▶ _PROBLEM_
Read the records below. Copy each line where the string "React" occurs.

Pages as source code
[Start]

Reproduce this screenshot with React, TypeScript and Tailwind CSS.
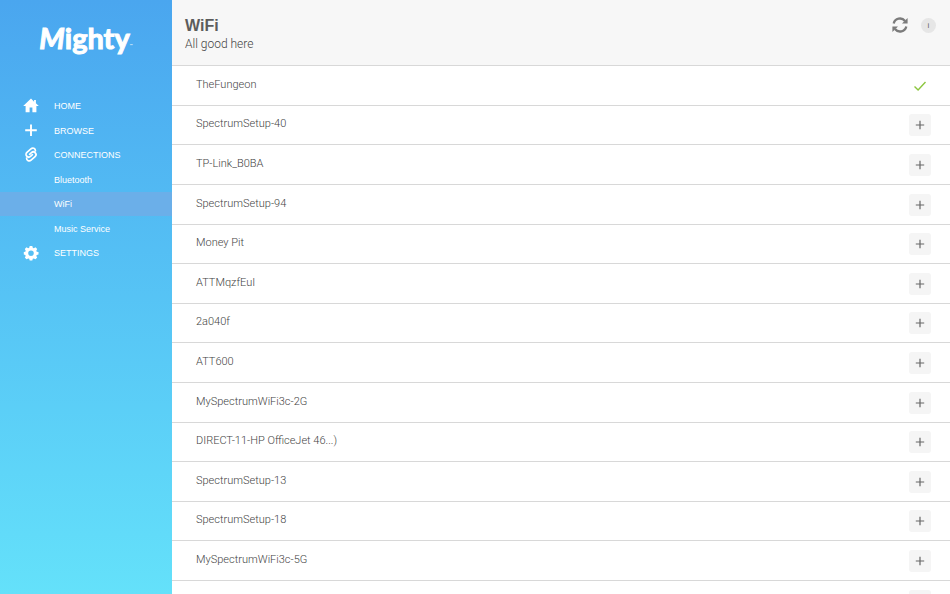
import React from "react";

type NavItem = { label: string; icon?: "home" | "plus" | "link" | "gear"; active?: boolean };

const NAV: NavItem[] = [
  { label: "HOME", icon: "home" },
  { label: "BROWSE", icon: "plus" },
  { label: "CONNECTIONS", icon: "link" },
  { label: "Bluetooth" },
  { label: "WiFi", active: true },
  { label: "Music Service" },
  { label: "SETTINGS", icon: "gear" },
];

// An empty name is a network that does not broadcast its SSID.
const NETWORKS = [
  "TheFungeon",
  "SpectrumSetup-40",
  "TP-Link_B0BA",
  "SpectrumSetup-94",
  "Money Pit",
  "ATTMqzfEuI",
  "2a040f",
  "ATT600",
  "MySpectrumWiFi3c-2G",
  "DIRECT-11-HP OfficeJet 46...)",
  "SpectrumSetup-13",
  "SpectrumSetup-18",
  "MySpectrumWiFi3c-5G",
  "",
];

const CONNECTED = "TheFungeon";

function NavIcon({ name }: { name: NonNullable<NavItem["icon"]> }) {
  switch (name) {
    case "home":
      return (
        <svg viewBox="0 0 16 16" className="h-4 w-4" fill="currentColor" aria-hidden="true">
          <path d="M8 .6.2 8h2.400v6.200h4V9.600h2.800v4.600h4V8h2.400l-2.900-2.700V2h-1.800v1.700z" />
        </svg>
      );
    case "plus":
      return (
        <svg viewBox="0 0 16 16" className="h-4 w-4" fill="none" stroke="currentColor" strokeWidth="1.900" aria-hidden="true">
          <path d="M8 1.500v11.500M2.200 7.200h11.600" />
        </svg>
      );
    case "link":
      return (
        <svg viewBox="0 0 16 16" className="h-4 w-4" fill="none" stroke="currentColor" strokeWidth="1.700" strokeLinecap="round" aria-hidden="true">
          <g transform="rotate(-42 8 7.500)">
            <path d="M8.900 8.600H6.400a2.700 2.700 0 0 1 0-5.400h5.400a2.700 2.700 0 0 1 1.900 4.600" />
            <path d="M7.100 6.400h2.500a2.700 2.700 0 0 1 0 5.400H4.200a2.700 2.700 0 0 1-1.900-4.600" />
          </g>
        </svg>
      );
    case "gear":
      return (
        <svg viewBox="0 0 16 16" className="h-4 w-4" fill="currentColor" aria-hidden="true">
          <path
            fillRule="evenodd"
            d="M6.700 1h2.600l.5 1.800 1 .4 1.700-.9 1.700 1.700-.9 1.700.4 1 1.800.4v2.400l-1.800.4-.4 1 .9 1.700-1.700 1.700-1.700-.9-1 .4-.5 1.800H6.700l-.5-1.800-1-.4-1.700.9-1.700-1.700.9-1.700-.4-1L.8 9.500V7.100l1.500-.4.4-1L1.800 4l1.700-1.700 1.700.9 1-.4zM8 5.500a2.800 2.800 0 1 0 0 5.600 2.800 2.800 0 0 0 0-5.600z"
          />
        </svg>
      );
  }
}

function Sidebar() {
  return (
    <aside className="w-43 shrink-0 bg-linear-to-b from-[#4aa6ef] to-[#64e1fa] text-white">
      <div className="flex h-[94px] items-start justify-center pt-5 font-[Lato,sans-serif] text-[29px] leading-9 font-bold [-webkit-text-stroke:1px_white]">
        <span className="italic">M</span>
        <span>ighty</span>
        <span className="pt-6 text-[4px] leading-none font-normal [-webkit-text-stroke:0px]">™</span>
      </div>
      <nav aria-label="Main">
        <ul>
          {NAV.map((item) => (
            <li key={item.label} className="even:mt-px">
              <a
                href="#"
                aria-current={item.active ? "page" : undefined}
                className={`flex h-6 items-center text-[9px] leading-3 ${item.active ? "bg-[#6bafe9]" : ""}`}
              >
                <span className="flex w-[54px] justify-center pr-2 pl-4">
                  {item.icon && <NavIcon name={item.icon} />}
                </span>
                <span>{item.label}</span>
              </a>
            </li>
          ))}
        </ul>
      </nav>
    </aside>
  );
}

function NetworkRow({ name }: { name: string }) {
  return (
    <li className="flex h-10 items-center justify-between border-b border-[#d8d8d8] pr-[19px] pl-6 nth-[5n]:h-[39px] nth-[5n+2]:h-[39px]">
      <span className="pb-0.5 font-[Roboto,sans-serif] text-[11px] leading-4 font-light text-[#444]">{name}</span>
      {name === CONNECTED ? (
        <svg viewBox="0 0 22 22" className="h-[22px] w-[22px]" fill="none" stroke="#8cc63f" strokeWidth="1.400" role="img" aria-label="Connected">
          <path d="m5.500 11.500 3.600 3.600 7.400-8" />
        </svg>
      ) : (
        <button
          type="button"
          aria-label={`Connect to ${name || "hidden network"}`}
          className="flex h-[22px] w-[22px] items-center justify-center rounded-[3px] bg-[#f5f5f5] text-[#666]"
        >
          <svg viewBox="0 0 10 10" className="h-2.5 w-2.5" fill="none" stroke="currentColor" strokeWidth="1.200">
            <path d="M5 .8v8.400M.8 5h8.400" />
          </svg>
        </button>
      )}
    </li>
  );
}

export default function App() {
  return (
    <div className="flex h-screen overflow-hidden bg-white font-['Liberation_Sans',Arial,sans-serif]">
      <Sidebar />
      <main className="min-w-0 flex-1">
        <header className="flex h-[66px] items-start justify-between border-b border-[#d8d8d8] bg-[#f7f7f7] pr-3.5 pl-[13px]">
          <div className="pt-4 text-[#5c5c5c]">
            <h1 className="text-base leading-5 font-bold">WiFi</h1>
            <p className="font-[Roboto,sans-serif] text-xs leading-4 font-light text-[#444]">All good here</p>
          </div>
          <div className="flex items-center gap-3 pt-4">
            <button type="button" aria-label="Refresh" className="text-[#7b7b7b]">
              <svg viewBox="0 0 18 18" className="h-[18px] w-[18px]" aria-hidden="true">
                <path d="M2.700 7.500A6.400 6.400 0 0 1 14 5M15.300 10.500A6.400 6.400 0 0 1 4 13" fill="none" stroke="currentColor" strokeWidth="2.300" />
                <path d="M16.600 2v5.600H11zM1.400 16v-5.600H7z" fill="currentColor" />
              </svg>
            </button>
            <button type="button" aria-label="Information" className="h-[15px] w-[15px] rounded-full bg-[#e6e6e6] text-[8px] leading-[15px] text-[#666]">
              i
            </button>
          </div>
        </header>
        <ul>
          {NETWORKS.map((name) => (
            <NetworkRow key={name} name={name} />
          ))}
        </ul>
      </main>
    </div>
  );
}
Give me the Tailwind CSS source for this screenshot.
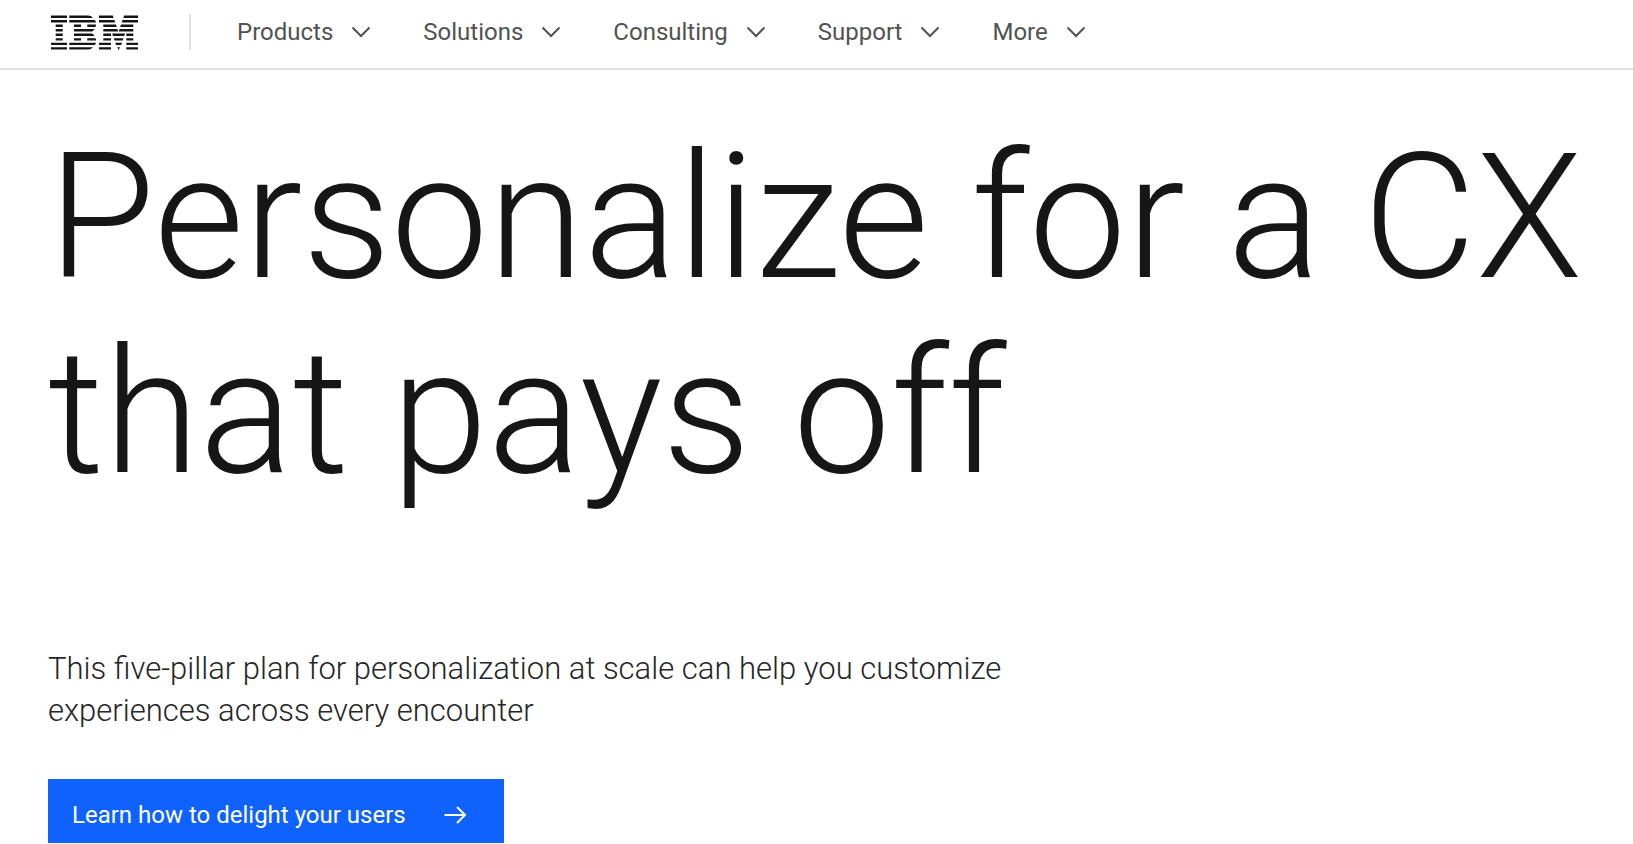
<!DOCTYPE html>
<html lang="en">
  <head>
    <meta charset="UTF-8" />
    <meta name="viewport" content="width=device-width, initial-scale=1.0" />
    <!-- Installing Tailwind -->
    <script src="https://cdn.jsdelivr.net/npm/@tailwindcss/browser@4"></script>
    <title>Personalize for a CX that pays off | IBM</title>
  </head>

  <body class="bg-white font-['Roboto','Liberation_Sans',sans-serif] text-[#161616]">
    <!-- Header with logo and main navigation -->
    <header class="flex h-[70px] items-center border-b-2 border-[#e0e0e0] px-12 pb-1">
      <a href="#" aria-label="IBM" class="ml-[3px] shrink-0">
        <svg class="h-[35px] w-[87px]" viewBox="0 0 87 35" fill="currentColor" aria-hidden="true">
          <!-- I -->
          <path d="M0 .5h16v2.4H0zM0 5h16v2.4H0zM4.7 9.6h7V12h-7zM4.7 14.1h7v2.4h-7zM4.7 18.6h7V21h-7zM4.7 23.2h7v2.4h-7zM0 27.7h16v2.4H0zM0 32.2h16v2.4H0z" />
          <!-- B -->
          <path d="M18.3.5h19.2q3 .4 4.5 2.4H18.3zM18.3 5h25.4q1 1 1.3 2.4H18.3zM23 9.6h7V12h-7zM36.3 9.6H45q0 1.3-.5 2.4h-8.2zM23 14.1h20.5q-1 1.7-2.5 2.4H23zM23 18.6h18q1.6.9 2.5 2.4H23zM23 23.2h7v2.4h-7zM36.3 23.2h8.3q.5 1.2.4 2.4h-8.7zM18.3 27.7H45q-.3 1.4-1.2 2.4H18.3zM18.3 32.2H42q-2 2.2-4.5 2.4H18.3z" />
          <!-- M -->
          <path d="M48 .5h13.8l.8 2.4H48zM73.1.5H87v2.4H72.3zM48 5h15.4l.8 2.4H48zM71.5 5H87v2.4H70.7zM52.3 9.6h12.6l.8 2.4H52.3zM70 9.6h12.3V12H69.2zM52.3 14.1h14.1l.8 2.4H52.3zM68.5 14.1h13.8v2.4H67.7zM52.3 18.6H60V21h-7.7zM61.2 18.6H74l-.8 2.4H62zM75.3 18.6h7V21h-7zM52.3 23.2H60v2.4h-7.7zM62.8 23.2h9.7l-.8 2.4h-8.1zM75.3 23.2h7v2.4h-7zM48 27.7h12v2.4H48zM64.3 27.7H71l-.8 2.4h-5.1zM75.3 27.7H87v2.4H75.3zM48 32.2h12v2.4H48zM66.2 32.2H69L67.6 35zM75.3 32.2H87v2.4H75.3z" />
        </svg>
      </a>
      <div class="ml-[51px] h-9 w-0.5 bg-[#e0e0e0]"></div>
      <nav class="ml-[46px] flex items-center gap-[50px] text-2xl text-[#525252]">
        <button type="button" class="flex items-center gap-4">
          Products
          <svg class="size-6" viewBox="0 0 24 24" fill="none" stroke="currentColor" stroke-width="2" aria-hidden="true"><path d="M3.5 7.5L12 16l8.5-8.5" /></svg>
        </button>
        <button type="button" class="flex items-center gap-4">
          Solutions
          <svg class="size-6" viewBox="0 0 24 24" fill="none" stroke="currentColor" stroke-width="2" aria-hidden="true"><path d="M3.5 7.5L12 16l8.5-8.5" /></svg>
        </button>
        <button type="button" class="flex items-center gap-4">
          Consulting
          <svg class="size-6" viewBox="0 0 24 24" fill="none" stroke="currentColor" stroke-width="2" aria-hidden="true"><path d="M3.5 7.5L12 16l8.5-8.5" /></svg>
        </button>
        <button type="button" class="flex items-center gap-4">
          Support
          <svg class="size-6" viewBox="0 0 24 24" fill="none" stroke="currentColor" stroke-width="2" aria-hidden="true"><path d="M3.5 7.5L12 16l8.5-8.5" /></svg>
        </button>
        <button type="button" class="flex items-center gap-4">
          More
          <svg class="size-6" viewBox="0 0 24 24" fill="none" stroke="currentColor" stroke-width="2" aria-hidden="true"><path d="M3.5 7.5L12 16l8.5-8.5" /></svg>
        </button>
      </nav>
    </header>

    <!-- Hero text and call to action -->
    <main class="px-12 pt-[50px]">
      <h1 class="text-[174px] leading-[195px] font-light">Personalize for a CX<br>that pays off</h1>
      <p class="mt-[138px] max-w-[1000px] text-[31px] leading-[42px] font-light text-[#262626]">This five-pillar plan for personalization at scale can help you customize experiences across every encounter</p>
      <a href="#" class="mt-[47px] flex h-16 w-fit items-center bg-[#0f62fe] pt-2 pr-9 pl-6 text-2xl text-white">
        Learn how to delight your users
        <svg class="ml-[37px] h-6 w-[25px]" viewBox="0 0 25 24" fill="none" stroke="currentColor" stroke-width="2" aria-hidden="true"><path d="M1.5 12H22M14 4l8 8-8 8" /></svg>
      </a>
    </main>
  </body>
</html>
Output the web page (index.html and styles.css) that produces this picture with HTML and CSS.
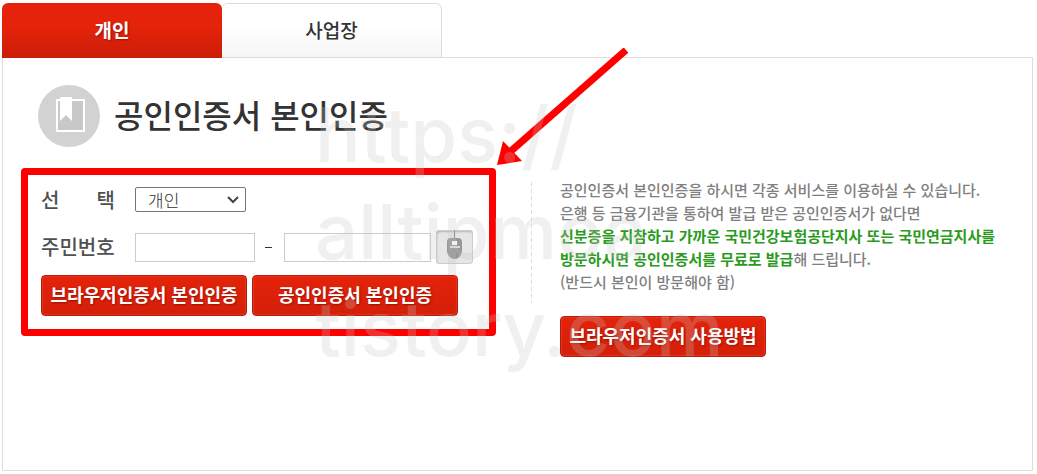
FILE: index.html
```html
<!DOCTYPE html>
<html lang="ko">
<head>
    <meta charset="UTF-8">
    <meta name="viewport" content="width=device-width, initial-scale=1.0">
    <title>공인인증서 본인인증</title>
    <link rel="stylesheet" href="styles.css">
</head>
<body>
    <div class="wrap">
        <div class="tabs">
            <button type="button" class="tab active">개인</button>
            <button type="button" class="tab">사업장</button>
        </div>
        <div class="panel">
            <div class="title">
                <svg class="title-icon" viewBox="0 0 62 62">
                    <circle cx="31" cy="31" r="31" fill="#d2d2d2"/>
                    <rect x="19" y="15" width="27" height="31" fill="#c8c8c8" stroke="#fff" stroke-width="2"/>
                    <path d="M22 12h12v24l-6-6-6 6z" fill="#fff"/>
                </svg>
                <h1>공인인증서 본인인증</h1>
            </div>
            <div class="content">
                <form class="login">
                    <div class="row row-select">
                        <label class="label spread" for="type"><span>선</span><span>택</span></label>
                        <div class="select-box">
                            <select id="type">
                                <option>개인</option>
                                <option>사업장</option>
                            </select>
                            <svg class="chevron" viewBox="0 0 12 8"><path d="M1 1l5 5 5-5" fill="none" stroke="#444" stroke-width="2"/></svg>
                        </div>
                    </div>
                    <div class="row row-number">
                        <label class="label" for="num1">주민번호</label>
                        <input type="text" id="num1" class="num1" maxlength="6">
                        <span class="dash"></span>
                        <input type="password" class="num2" maxlength="7" aria-label="주민번호 뒷자리">
                        <button type="button" class="mouse" aria-label="마우스 입력">
                            <svg viewBox="0 0 37 34">
                                <path d="M18.5 0v9" stroke="#888" stroke-width="1"/>
                                <path d="M15 8h7q4 0 4 4v8c0 5-3 9-7.5 9S11 25 11 20v-8q0-4 4-4z" fill="#969696"/>
                                <rect x="16" y="11" width="5" height="4" fill="#fff"/>
                                <path d="M14 17h10" stroke="#ddd" stroke-width="2"/>
                            </svg>
                        </button>
                    </div>
                    <div class="buttons">
                        <button type="button" class="btn">브라우저인증서 본인인증</button>
                        <button type="button" class="btn">공인인증서 본인인증</button>
                    </div>
                </form>
                <div class="info">
                    <p>
                        공인인증서 본인인증을 하시면 각종 서비스를 이용하실 수 있습니다.<br>
                        은행 등 금융기관을 통하여 발급 받은 공인인증서가 없다면<br>
                        <strong>신분증을 지참하고 가까운 국민건강보험공단지사 또는 국민연금지사를<br>
                        방문하시면 공인인증서를 무료로 발급</strong>해 드립니다.<br>
                        (반드시 본인이 방문해야 함)
                    </p>
                    <button type="button" class="btn">브라우저인증서 사용방법</button>
                </div>
            </div>
        </div>
        <svg class="arrow" viewBox="0 0 132 120">
            <path d="M129 2L14 103" stroke="#f00" stroke-width="7"/>
            <path d="M0 117L6 93l19 20z" fill="#f00"/>
        </svg>
        <div class="watermark">https://<br>alltipmoa<br>tistory.com</div>
    </div>
</body>
</html>
```
FILE: styles.css
```css
*{
    margin: 0;
    padding: 0;
    box-sizing: border-box;
}
body{
    background-color: #fff;
    font-family: "Noto Sans CJK KR", sans-serif;
    color: #333;
}
button{
    font-family: inherit;
    cursor: pointer;
}
.wrap{
    position: relative;
    display: flex;
    flex-direction: column;
    min-height: 100vh;
    padding: 3px 4px 3px 2px;
}
.tabs{
    display: flex;
    margin-bottom: -1px;
}
.tab{
    width: 220px;
    height: 55px;
    padding-bottom: 2px;
    border: 1px solid #ddd;
    border-left: 0;
    border-radius: 6px 6px 0 0;
    background: linear-gradient(#fff 40%, #f6f6f6);
    color: #333;
    font-size: 19px;
    font-weight: 500;
}
.tab.active{
    border: 0;
    background: linear-gradient(#e4230a 45%, #cb1d09);
    color: #fff;
    font-weight: 700;
    text-shadow: 1px 1px 2px rgba(90, 0, 0, .5);
    z-index: 1;
}
.panel{
    flex: 1;
    padding: 27px 18px;
    border: 1px solid #ddd;
}
.title{
    display: flex;
    align-items: center;
    gap: 14px;
    margin-left: 17px;
}
.title-icon{
    width: 62px;
    height: 62px;
}
h1{
    padding-bottom: 4px;
    font-size: 32px;
    font-weight: 500;
    line-height: 40px;
}
.content{
    display: grid;
    grid-template-columns: minmax(0, 475px) minmax(0, 1fr);
    align-items: start;
    gap: 35px;
    margin-top: 21px;
}
.login{
    padding: 12px 13px 13px;
    border: 7px solid #f00;
    border-radius: 4px;
}
.row{
    display: flex;
    align-items: center;
}
.row-select{
    height: 25px;
    margin-bottom: 18px;
}
.row-number{
    height: 34px;
    margin-bottom: 11px;
}
.label{
    width: 74px;
    margin-right: 20px;
    color: #505050;
    font-size: 20px;
    font-weight: 500;
    line-height: 24px;
}
.spread{
    display: flex;
    justify-content: space-between;
}
.select-box{
    position: relative;
}
select{
    display: block;
    width: 111px;
    height: 25px;
    padding-left: 12px;
    border: 1px solid #767676;
    border-radius: 2px;
    background-color: #fff;
    color: #333;
    font-family: inherit;
    font-size: 17px;
    font-weight: 300;
    line-height: 23px;
    appearance: none;
}
.chevron{
    position: absolute;
    top: 9px;
    right: 7px;
    width: 12px;
    height: 8px;
    pointer-events: none;
}
input{
    height: 29px;
    padding: 0 6px;
    border: 1px solid #ccc;
    font-size: 16px;
}
.num1{
    width: 120px;
}
.num2{
    width: 147px;
}
.dash{
    width: 7px;
    height: 1px;
    margin: 0 12px 0 10px;
    background-color: #333;
}
.mouse{
    width: 37px;
    height: 34px;
    margin-left: 5px;
    border: 0;
    border-radius: 4px;
    background-color: #e6e6e6;
    box-shadow: inset 0 0 0 1px #ccc, inset 1px 2px 2px #b5b5b5;
}
.mouse svg{
    display: block;
}
.buttons{
    display: flex;
    gap: 5px;
}
.btn{
    width: 206px;
    height: 41px;
    padding-bottom: 4px;
    border: 1px solid #b71c0c;
    border-radius: 4px;
    background: linear-gradient(#e4230a, #d41f09);
    box-shadow: inset 0 0 2px #f0604c;
    color: #fff;
    font-size: 18px;
    font-weight: 700;
    line-height: 24px;
    white-space: nowrap;
    text-shadow: 1px 1px 2px rgba(90, 0, 0, .5);
}
.info{
    padding: 10px 0 0 29px;
    background: repeating-linear-gradient(#ddd 0 4px, transparent 4px 7px) 0 14px / 1px 121px no-repeat;
}
.info p{
    margin-bottom: 23px;
    color: #808080;
    font-size: 15px;
    font-weight: 500;
    line-height: 23px;
    white-space: nowrap;
}
.info strong{
    color: #2a9a1c;
    font-weight: 700;
}
/* 강조 화살표 */
.arrow{
    position: absolute;
    top: 48px;
    left: 497px;
    width: 132px;
    height: 120px;
    pointer-events: none;
}
/* 워터마크 */
.watermark{
    position: absolute;
    top: 86px;
    left: 315px;
    color: rgba(195, 195, 195, .25);
    font-family: Inter, sans-serif;
    font-size: 76px;
    font-weight: 500;
    line-height: 97px;
    pointer-events: none;
}
```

[End]

▶ _FULL RESPONSE_
Reproduce this screenshot with React, TypeScript and Tailwind CSS.
import React from "react";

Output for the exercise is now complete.